Seit dem Wintersemester 2000/2001 können Schüler in Köln gleichzeitig Studenten sein. Das Projekt "Schüler an der Universität", das an über 30 Unis in ganz Deutschland läuft, will begabte Jugendliche motivieren und entsprechend ihrer Talente fördern. In Köln hat es jetzt der erste Schüler geschafft, gleichzeitig mit seinem Abi auch sein Vordiplom in Mathematik zu machen. Das bekam Mikko Fischer an seinem ersten Tag als offizieller Student überreicht.

Von Hilke Janssen | 17.10.2005
    Während sich Hunderte aufgeregter Studienanfänger noch in die Aula der Uni Köln zwängen, um sich die Erstsemester-Einführung anzuhören, sitzt Mikko Fischer ganz gelassen in der ersten Reihe. Der 18-Jährige ist was die Uni angeht schon ein alter Hase. Im Frühjahr hat er sein Abitur gemacht, trotzdem studiert er schon seit vier Jahren Mathe. Möglich macht das das Projekt "Schüler in der Universität", erklärt Ulrich Halbritter vom Mathematischen Institut der Uni Köln.

    " Das Projekt will den Schülern die Möglichkeit geben, ihre Begabung gemäß Leistung zu erbringen. Viele wollen eben nicht gern Musik machen, die wollen auch nicht Fußball spielen, die wollen meinetwegen gern Mathematik machen. Solche Schüler gibt es genauso wie alle anderen. Merkwürdigerweise erscheint es niemandem merkwürdig, wenn jemand dauernd Tennis spielen will, aber wenn jemand andauernd Mathematik machen will, finden die Leute das ganz komisch. Das finde ich wiederum sehr seltsam. "

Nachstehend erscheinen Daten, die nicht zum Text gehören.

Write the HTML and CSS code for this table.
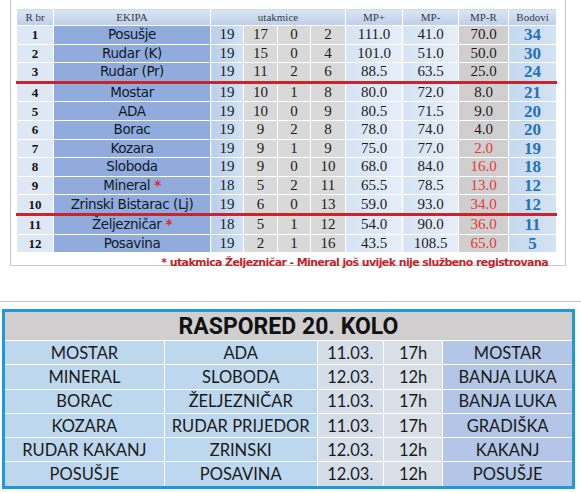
FILE: index.html
```html
<!DOCTYPE html>
<html>
<head>
  <meta charset="UTF-8">
  <title>Tabela i raspored</title>
  <link rel="stylesheet" href="styles.css">
</head>
<body>
  <div class="standings-box">
    <table class="standings">
      <colgroup>
        <col class="c-rank"><col class="c-team">
        <col class="c-n"><col class="c-n2"><col class="c-n"><col class="c-n3">
        <col class="c-mp"><col class="c-mp2"><col class="c-mpr"><col class="c-pts">
      </colgroup>
      <thead>
        <tr>
          <th>R br</th>
          <th>EKIPA</th>
          <th colspan="4">utakmice</th>
          <th>MP+</th>
          <th>MP-</th>
          <th>MP-R</th>
          <th>Bodovi</th>
        </tr>
      </thead>
      <tbody>
        <tr><td class="rank">1</td><td class="team">Posušje</td><td class="played">19</td><td class="wdl">17</td><td class="wdl">0</td><td class="wdl">2</td><td class="mp">111.0</td><td class="mp">41.0</td><td class="mpr">70.0</td><td class="pts">34</td></tr>
        <tr><td class="rank">2</td><td class="team">Rudar (K)</td><td class="played">19</td><td class="wdl">15</td><td class="wdl">0</td><td class="wdl">4</td><td class="mp">101.0</td><td class="mp">51.0</td><td class="mpr">50.0</td><td class="pts">30</td></tr>
        <tr class="cut"><td class="rank">3</td><td class="team">Rudar (Pr)</td><td class="played">19</td><td class="wdl">11</td><td class="wdl">2</td><td class="wdl">6</td><td class="mp">88.5</td><td class="mp">63.5</td><td class="mpr">25.0</td><td class="pts">24</td></tr>
        <tr><td class="rank">4</td><td class="team">Mostar</td><td class="played">19</td><td class="wdl">10</td><td class="wdl">1</td><td class="wdl">8</td><td class="mp">80.0</td><td class="mp">72.0</td><td class="mpr">8.0</td><td class="pts">21</td></tr>
        <tr><td class="rank">5</td><td class="team">ADA</td><td class="played">19</td><td class="wdl">10</td><td class="wdl">0</td><td class="wdl">9</td><td class="mp">80.5</td><td class="mp">71.5</td><td class="mpr">9.0</td><td class="pts">20</td></tr>
        <tr><td class="rank">6</td><td class="team">Borac</td><td class="played">19</td><td class="wdl">9</td><td class="wdl">2</td><td class="wdl">8</td><td class="mp">78.0</td><td class="mp">74.0</td><td class="mpr">4.0</td><td class="pts">20</td></tr>
        <tr><td class="rank">7</td><td class="team">Kozara</td><td class="played">19</td><td class="wdl">9</td><td class="wdl">1</td><td class="wdl">9</td><td class="mp">75.0</td><td class="mp">77.0</td><td class="mpr neg">2.0</td><td class="pts">19</td></tr>
        <tr><td class="rank">8</td><td class="team">Sloboda</td><td class="played">19</td><td class="wdl">9</td><td class="wdl">0</td><td class="wdl">10</td><td class="mp">68.0</td><td class="mp">84.0</td><td class="mpr neg">16.0</td><td class="pts">18</td></tr>
        <tr><td class="rank">9</td><td class="team">Mineral <span class="star">*</span></td><td class="played">18</td><td class="wdl">5</td><td class="wdl">2</td><td class="wdl">11</td><td class="mp">65.5</td><td class="mp">78.5</td><td class="mpr neg">13.0</td><td class="pts">12</td></tr>
        <tr class="cut"><td class="rank">10</td><td class="team">Zrinski Bistarac (Lj)</td><td class="played">19</td><td class="wdl">6</td><td class="wdl">0</td><td class="wdl">13</td><td class="mp">59.0</td><td class="mp">93.0</td><td class="mpr neg">34.0</td><td class="pts">12</td></tr>
        <tr><td class="rank">11</td><td class="team">Željezničar <span class="star">*</span></td><td class="played">18</td><td class="wdl">5</td><td class="wdl">1</td><td class="wdl">12</td><td class="mp">54.0</td><td class="mp">90.0</td><td class="mpr neg">36.0</td><td class="pts">11</td></tr>
        <tr><td class="rank">12</td><td class="team">Posavina</td><td class="played">19</td><td class="wdl">2</td><td class="wdl">1</td><td class="wdl">16</td><td class="mp">43.5</td><td class="mp">108.5</td><td class="mpr neg">65.0</td><td class="pts">5</td></tr>
      </tbody>
    </table>
    <p class="note">* utakmica Željezničar - Mineral još uvijek nije službeno registrovana</p>
  </div>

  <hr class="divider">

  <table class="schedule">
    <colgroup>
      <col class="s-home"><col class="s-away"><col class="s-date"><col class="s-time"><col class="s-venue">
    </colgroup>
    <thead>
      <tr><th colspan="5">RASPORED 20. KOLO</th></tr>
    </thead>
    <tbody>
      <tr><td class="club">MOSTAR</td><td class="club">ADA</td><td class="date">11.03.</td><td class="time">17h</td><td class="venue">MOSTAR</td></tr>
      <tr><td class="club">MINERAL</td><td class="club">SLOBODA</td><td class="date">12.03.</td><td class="time">12h</td><td class="venue">BANJA LUKA</td></tr>
      <tr><td class="club">BORAC</td><td class="club">ŽELJEZNIČAR</td><td class="date">11.03.</td><td class="time">17h</td><td class="venue">BANJA LUKA</td></tr>
      <tr><td class="club">KOZARA</td><td class="club">RUDAR PRIJEDOR</td><td class="date">11.03.</td><td class="time">17h</td><td class="venue">GRADIŠKA</td></tr>
      <tr><td class="club">RUDAR KAKANJ</td><td class="club">ZRINSKI</td><td class="date">12.03.</td><td class="time">12h</td><td class="venue">KAKANJ</td></tr>
      <tr><td class="club">POSUŠJE</td><td class="club">POSAVINA</td><td class="date">12.03.</td><td class="time">12h</td><td class="venue">POSUŠJE</td></tr>
    </tbody>
  </table>
</body>
</html>
```

FILE: styles.css
```css
body {
  margin: 0;
  background-color: #fff;
  font-family: "Liberation Serif", serif;
}
.standings-box {
  margin-left: 10px;
  width: 556px;
  height: 266px;
  padding: 8px 0 0 5px;
  box-sizing: border-box;
  border: 1px solid #c9c9c9;
  border-top: none;
}
.standings {
  border-collapse: collapse;
  table-layout: fixed;
  width: 540px;
  border: 1px solid #9db5dc;
}
.c-rank { width: 37px; }
.c-team { width: 157px; }
.c-n { width: 33px; }
.c-n2 { width: 34px; }
.c-n3 { width: 35px; }
.c-mp { width: 57px; }
.c-mp2 { width: 56px; }
.c-mpr { width: 50px; }
.c-pts { width: 48px; }
.standings th {
  height: 16px;
  padding: 0;
  font-weight: normal;
  font-size: 11px;
  color: #333a4a;
  background: linear-gradient(#dbe5f4, #bfcfe9);
  border: 1px solid #fff;
}
.standings td {
  height: 17.6px;
  padding: 0;
  text-align: center;
  font-size: 15px;
  line-height: 17px;
  color: #1c1c1c;
  border: 1px solid #fff;
}
.standings tr.cut td {
  border-bottom: 3px solid #c5262d;
}
.standings td.rank {
  background-color: #dde8f4;
  font-weight: bold;
  font-size: 13px;
  color: #111;
}
.standings td.team {
  background-color: #91acdc;
  font-family: "DejaVu Sans", sans-serif;
  font-size: 13.5px;
  letter-spacing: -0.4px;
  color: #101828;
}
.star {
  color: #e0262e;
  font-weight: bold;
}
.standings td.played {
  background: linear-gradient(90deg, #b9cfec, #d3e1f3);
}
.standings td.wdl {
  background-color: #d9d9d9;
}
.standings td.mp {
  background: linear-gradient(90deg, #d6e3f3, #e6eef8);
}
.standings td.mpr {
  background-color: #d0cecf;
}
.standings td.neg {
  color: #e23a3a;
}
.standings td.pts {
  background: linear-gradient(90deg, #c4d8ef, #d5e3f3);
  font-weight: bold;
  font-size: 17px;
  color: #2472b8;
}
.note {
  margin: 3px 17px 0 0;
  text-align: right;
  font-family: "DejaVu Sans", sans-serif;
  font-weight: bold;
  font-size: 11px;
  letter-spacing: -0.6px;
  color: #c3232c;
}
.divider {
  margin: 35px 0 7px;
  border: none;
  border-top: 1px solid #c4c4c4;
}
.schedule {
  margin-left: 2px;
  width: 573px;
  border-collapse: collapse;
  table-layout: fixed;
  border: 3px solid #1f9ad7;
  font-family: "Lato", sans-serif;
  color: #1a1a1a;
}
.s-home { width: 160px; }
.s-away { width: 152px; }
.s-date { width: 66px; }
.s-time { width: 59px; }
.s-venue { width: 130px; }
.schedule th {
  height: 28px;
  padding: 0;
  background-color: #d0cece;
  font-family: "Roboto", sans-serif;
  font-weight: bold;
  font-size: 23px;
  color: #111;
  border-bottom: 1px solid #fff;
}
.schedule td {
  height: 23.3px;
  padding: 0;
  text-align: center;
  font-size: 16.5px;
  border: 1px solid #fff;
}
.schedule td.club {
  background-color: #bdd7ee;
}
.schedule td.date {
  background-color: #d5dde9;
}
.schedule td.time {
  background-color: #d9dfe7;
}
.schedule td.venue {
  background-color: #b3c6e7;
}
```
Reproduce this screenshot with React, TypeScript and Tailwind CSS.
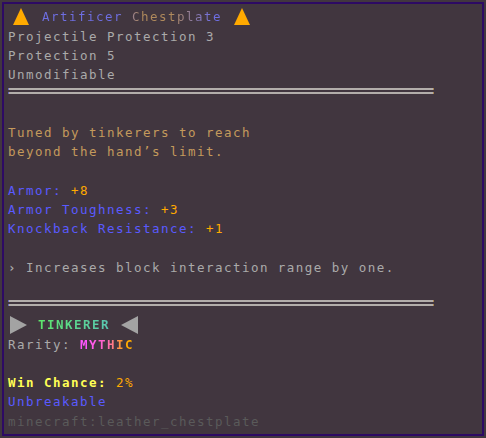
import React from "react";

const Line = ({ children, className = "" }: { children?: React.ReactNode; className?: string }) => (
  <div className={`h-[19.25px] leading-[19.25px] whitespace-pre flex items-center ${className}`}>{children}</div>
);

const Sep = () => (
  <div className="h-[19.25px] relative">
    <div className="absolute left-0 top-[3.6px] w-[426px] h-[2px] bg-[#b3aeab] border-l border-l-[#6868b8] border-r border-r-[#a88450]" />
    <div className="absolute left-0 top-[7.6px] w-[426px] h-[2px] bg-[#b3aeab] border-l border-l-[#6868b8] border-r border-r-[#a88450]" />
  </div>
);

const Up = ({ color }: { color: string }) => (
  <svg width="16" height="17" viewBox="0 0 16 17" className="shrink-0">
    <polygon points="8,0 16,17 0,17" fill={color} />
  </svg>
);

const Right = () => (
  <svg width="17" height="18" viewBox="0 0 17 18" className="shrink-0">
    <polygon points="0,0 17,9 0,18" fill="#a3a3a3" />
  </svg>
);
const Left = () => (
  <svg width="17" height="18" viewBox="0 0 17 18" className="shrink-0">
    <polygon points="17,0 0,9 17,18" fill="#a3a3a3" />
  </svg>
);

export default function App() {
  return (
    <div
      className="w-[486px] h-[438px] bg-[#41363f] p-[2px]"
      style={{ fontFamily: '"DejaVu Sans Mono", monospace' }}
    >
      <div className="w-[482px] h-[434px] border-2 border-[#2d0a64] pl-[4px] pt-[3.4px] text-[12.5px] tracking-[1.47px] text-[#aaaaaa]">
        <Line>
          <span className="ml-[5px] mb-[2px] flex"><Up color="#ffaa00" /></span>
          <span
            className="ml-[13px] bg-clip-text text-transparent"
            style={{ backgroundImage: "linear-gradient(90deg,#6e6ee2 0%,#6e6ee2 42%,#b08a5c 55%,#b08a5c 72%,#6e6ee2 95%)" }}
          >
            Artificer Chestplate
          </span>
          <span className="ml-[12px] mb-[2px] flex"><Up color="#ffaa00" /></span>
        </Line>
        <Line>Projectile Protection 3</Line>
        <Line>Protection 5</Line>
        <Line>Unmodifiable</Line>
        <Sep />
        <Line />
        <Line className="text-[#c49a5c]">Tuned by tinkerers to reach</Line>
        <Line className="text-[#c49a5c]">beyond the hand’s limit.</Line>
        <Line />
        <Line>
          <span className="text-[#5a5aff]">Armor: </span>
          <span className="text-[#ffaa00]">+8</span>
        </Line>
        <Line>
          <span className="text-[#5a5aff]">Armor Toughness: </span>
          <span className="text-[#ffaa00]">+3</span>
        </Line>
        <Line>
          <span className="text-[#5a5aff]">Knockback Resistance: </span>
          <span className="text-[#ffaa00]">+1</span>
        </Line>
        <Line />
        <Line><span className="font-bold">›</span> Increases block interaction range by one.</Line>
        <Line />
        <Sep />
        <Line>
          <span className="ml-[2px] flex"><Right /></span>
          <span
            className="ml-[11px] font-bold bg-clip-text text-transparent"
            style={{ backgroundImage: "linear-gradient(90deg,#5ee86a,#5ac6b4)" }}
          >
            TINKERER
          </span>
          <span className="ml-[11px] flex"><Left /></span>
        </Line>
        <Line>
          Rarity:{" "}
          <span
            className="font-bold bg-clip-text text-transparent"
            style={{ backgroundImage: "linear-gradient(90deg,#ff55ff 10%,#ff66c0 50%,#ffaa00 85%)" }}
          >
            MYTHIC
          </span>
        </Line>
        <Line />
        <Line>
          <span className="text-[#ffff55] font-bold">Win Chance: </span>
          <span className="text-[#ffaa00]">2%</span>
        </Line>
        <Line className="text-[#5a5aff]">Unbreakable</Line>
        <Line className="text-[#5a5a5a]">minecraft:leather_chestplate</Line>
      </div>
    </div>
  );
}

    Im Projekt mitmachen dürfen Schüler, die von ihrer Schule empfohlen werden, weil sie überdurchschnittlich gut sind. Mikko Fischer hat sich schon immer für Mathe interessiert und konnte es kaum abwarten, an die Uni zu gehen. In seiner Schule hat er sich eher gelangweilt.

    " Also der Matheunterricht war nicht schwierig, der Lehrer hat mir gelegentlich mal erlaubt, mal ein paar Referate zu halten über fortgeschrittenere Themen. Aber ich glaube, das hat die Klasse nicht so interessiert. Ansonsten hab ich den Unterricht abgesessen und versucht, möglichst an der Uni zu sein, wenn Mathe war. Aber es hat mich auch nicht gestört. Ich hab dann auch gern den anderen geholfen, wenn da ein Problem war. "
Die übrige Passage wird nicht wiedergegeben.